Re: [PATCH] jbd2: gracefully abort on checkpointing state corruptions
From: Milos Nikic
Date: Mon Mar 16 2026 - 18:18:04 EST
On Mon, Mar 16, 2026 at 10:34 AM Jan Kara <jack@xxxxxxx> wrote:
>
> On Mon 09-03-26 16:08:38, Milos Nikic wrote:
> > This patch targets two internal state machine invariants in checkpoint.c
> > residing inside functions that natively return integer error codes.
> >
> > - In jbd2_cleanup_journal_tail(): A blocknr of 0 indicates a severely
> > corrupted journal superblock. Replaced the J_ASSERT with a WARN_ON_ONCE
> > and a graceful journal abort, returning -EUCLEAN.
> >
> > - In jbd2_log_do_checkpoint(): Replaced the J_ASSERT_BH checking for
> > an unexpected buffer_jwrite state. If the warning triggers, we
> > explicitly drop the just-taken get_bh() reference and call __flush_batch()

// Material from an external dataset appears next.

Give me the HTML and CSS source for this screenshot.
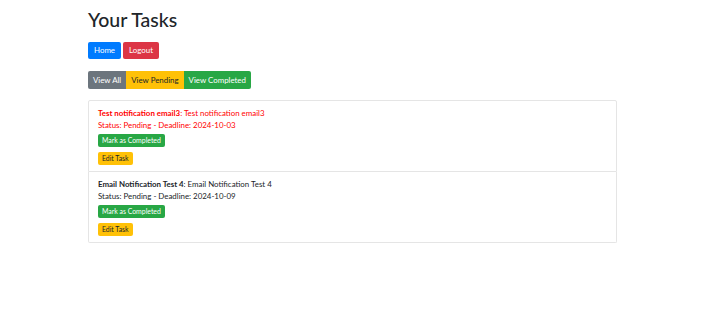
FILE: index.html
```html
<!DOCTYPE html>
<html>
<head>
<meta charset="utf-8">
<link rel="stylesheet" href="styles.css">
</head>
<body>
<div class="container">
  <h1 class="title">Your Tasks</h1>
  <div class="nav-row">
    <a class="btn btn-primary">Home</a>
    <a class="btn btn-danger">Logout</a>
  </div>
  <div class="btn-group">
    <a class="btn btn-secondary">View All</a>
    <a class="btn btn-warning">View Pending</a>
    <a class="btn btn-success">View Completed</a>
  </div>
  <ul class="list">
    <li class="item overdue">
      <div class="line"><strong>Test notification email3</strong>: Test notification email3</div>
      <div class="line">Status: Pending - Deadline: 2024-10-03</div>
      <div class="actions">
        <button class="btn-sm btn-success">Mark as Completed</button>
        <a class="btn-sm btn-warning">Edit Task</a>
      </div>
    </li>
    <li class="item">
      <div class="line"><strong>Email Notification Test 4</strong>: Email Notification Test 4</div>
      <div class="line">Status: Pending - Deadline: 2024-10-09</div>
      <div class="actions">
        <button class="btn-sm btn-success">Mark as Completed</button>
        <a class="btn-sm btn-warning">Edit Task</a>
      </div>
    </li>
  </ul>
</div>
</body>
</html>
```

FILE: styles.css
```css
* { box-sizing: border-box; }
body {
  margin: 0;
  font-family: Lato, "Open Sans", sans-serif;
  font-size: 7.9px;
  line-height: 12px;
  color: #212529;
  background: #fff;
}
.container {
  width: 529px;
  margin-left: 88px;
  padding-top: 7px;
}
.title {
  margin: 0;
  font-size: 19.5px;
  line-height: 26px;
  font-weight: 500;
}
.nav-row {
  display: flex;
  gap: 2px;
  margin-top: 9px;
}
.btn {
  display: inline-block;
  height: 17px;
  line-height: 17px;
  padding: 0 6px;
  border-radius: 2px;
  font-size: 7.9px;
  color: #fff;
  text-decoration: none;
}
.btn-primary { background: #007bff; }
.btn-danger { background: #dc3545; }
.btn-secondary { background: #6c757d; }
.btn-warning { background: #ffc107; color: #212529; }
.btn-success { background: #28a745; color: #fff; }
.btn-group {
  display: flex;
  margin-top: 12px;
}
.btn-group .btn {
  height: 18px;
  line-height: 18px;
  padding: 0 5px;
  border-radius: 0;
}
.btn-group .btn:first-child { border-radius: 2px 0 0 2px; }
.btn-group .btn:last-child { border-radius: 0 2px 2px 0; }
.list {
  list-style: none;
  margin: 11px 0 0;
  padding: 0;
}
.item {
  border: 1px solid #e5e5e5;
  padding: 6px 9px 6px 9px;
  height: 72px;
}
.item + .item {
  border-top: 0;
  height: 71px;
}
.item:first-child { border-radius: 2px 2px 0 0; }
.item:last-child { border-radius: 0 0 2px 2px; }
.overdue { color: #ff0000; }
.line { white-space: nowrap; }
.actions {
  display: flex;
  flex-direction: column;
  align-items: flex-start;
  gap: 5px;
  margin-top: 3px;
}
.btn-sm {
  display: inline-block;
  border: 0;
  height: 13px;
  line-height: 13px;
  padding: 0 4px;
  font-family: inherit;
  font-size: 6.9px;
  border-radius: 2px;
}
```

> > to safely clean up any previously queued buffers in the j_chkpt_bhs array,
> > preventing a memory leak before returning -EUCLEAN.
> >
> > Signed-off-by: Milos Nikic <nikic.milos@xxxxxxxxx>
>
> Looks good. Feel free to add:
>
> Reviewed-by: Jan Kara <jack@xxxxxxx>
>
> Honza
Hi Jan,
Thank you for the review!
Just a quick heads-up: I recently sent a v2 of this patch to the list
to address some minor feedback from Baokun (specifically, changing
-EUCLEAN to -EFSCORRUPTED, and ensuring jbd2_journal_abort is called
after __flush_batch).
Does your Reviewed-by still apply to the v2? If so, I can spin up a
quick v3 just to formally collect your tag, or if you prefer, you can
just grab v2 from the list and append it there.
Thanks, Milos
>
> > ---
> > fs/jbd2/checkpoint.c | 17 +++++++++++++++--
> > 1 file changed, 15 insertions(+), 2 deletions(-)
> >
> > diff --git a/fs/jbd2/checkpoint.c b/fs/jbd2/checkpoint.c
> > index de89c5bef607..cdfbfd27afae 100644
> > --- a/fs/jbd2/checkpoint.c
> > +++ b/fs/jbd2/checkpoint.c
> > @@ -267,7 +267,17 @@ int jbd2_log_do_checkpoint(journal_t *journal)
> > */
> > BUFFER_TRACE(bh, "queue");
> > get_bh(bh);
> > - J_ASSERT_BH(bh, !buffer_jwrite(bh));
> > + if (WARN_ON_ONCE(buffer_jwrite(bh))) {
> > + put_bh(bh); /* drop the ref we just took */
> > + spin_unlock(&journal->j_list_lock);
> > + jbd2_journal_abort(journal, -EUCLEAN);
> > +
> > + /* Clean up any previously batched buffers */
> > + if (batch_count)
> > + __flush_batch(journal, &batch_count);
> > +
> > + return -EUCLEAN;
> > + }
> > journal->j_chkpt_bhs[batch_count++] = bh;
> > transaction->t_chp_stats.cs_written++;
> > transaction->t_checkpoint_list = jh->b_cpnext;
> > @@ -325,7 +335,10 @@ int jbd2_cleanup_journal_tail(journal_t *journal)
> >
> > if (!jbd2_journal_get_log_tail(journal, &first_tid, &blocknr))
> > return 1;
> > - J_ASSERT(blocknr != 0);
> > + if (WARN_ON_ONCE(blocknr == 0)) {
> > + jbd2_journal_abort(journal, -EUCLEAN);
> > + return -EUCLEAN;
> > + }
> >
> > /*
> > * We need to make sure that any blocks that were recently written out
> > --
> > 2.53.0
> >
> --
> Jan Kara <jack@xxxxxxxx>
> SUSE Labs, CR